Nancy Marlene Friese (born 1948) is an American painter, printmaker, and educator. She is known for landscape paintings, and prints which are often colorful. Friese is a professor at Rhode Island School of Design, and an elected National Academician in the National Academy of Design in New York City. She has exhibited both nationally and internationally in 30 solo, and 170 group shows.

== Early life and education ==
She was born in 1948, in Fargo, North Dakota, and was raised in Ohio. Her great-grandparents had a homestead in Buxton, North Dakota.

She holds a BS degree (1970) in nursing from University of North Dakota, and an MFA degree (1980) in painting and printmaking from Yale University, in New Haven, Connecticut. Friese also studied in the graduate painting program at the University of California, Berkeley, and studied both printmaking and painting at the Art Academy of Cincinnati in the late 1970s.

== Career ==
Friese has consistently worked as a plein air artist for much of her career.

"A sense of the local is central to Nancy Friese’s work, which documents places and events that are specific and personal, while offering them up to be shared by the viewer. Friese is a landscape artist, and, though she lives and works most of the year in Rhode Island, she spends several weeks each summer in rural Buxton, North Dakota, on the land her great-grandfather homesteaded when he emigrated from Norway."

She captures images in watercolor and oil or acrylic paints, with prints created through woodcuts, etchings, drypoints and monotypes, and ties visual observations to experience. The Boston Globe writes about Friese's Long Summer Light as presenting "the bounty of an old tree's vast summer boughs as they stretch over a honeyed field".

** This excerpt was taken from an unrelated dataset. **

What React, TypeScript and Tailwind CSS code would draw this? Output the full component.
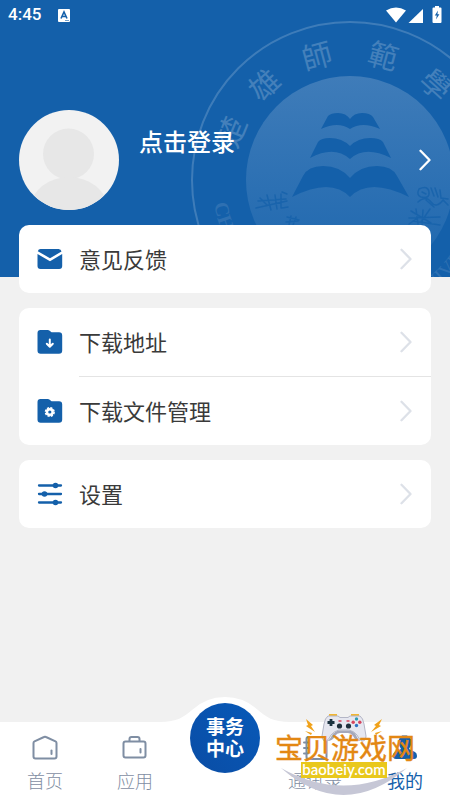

A faculty member at Rhode Island School of Design (RISD) since 1990, Friese has "served as a board member for the College Art Association, the RISD Museum, North Dakota Museum of Art Foundation, FirstWorks Providence, and Buxton in Bloom North Dakota, and she has been a repeat juror with the National Endowment for the Arts, and Japan US Friendship Commission in Washington, D.C.".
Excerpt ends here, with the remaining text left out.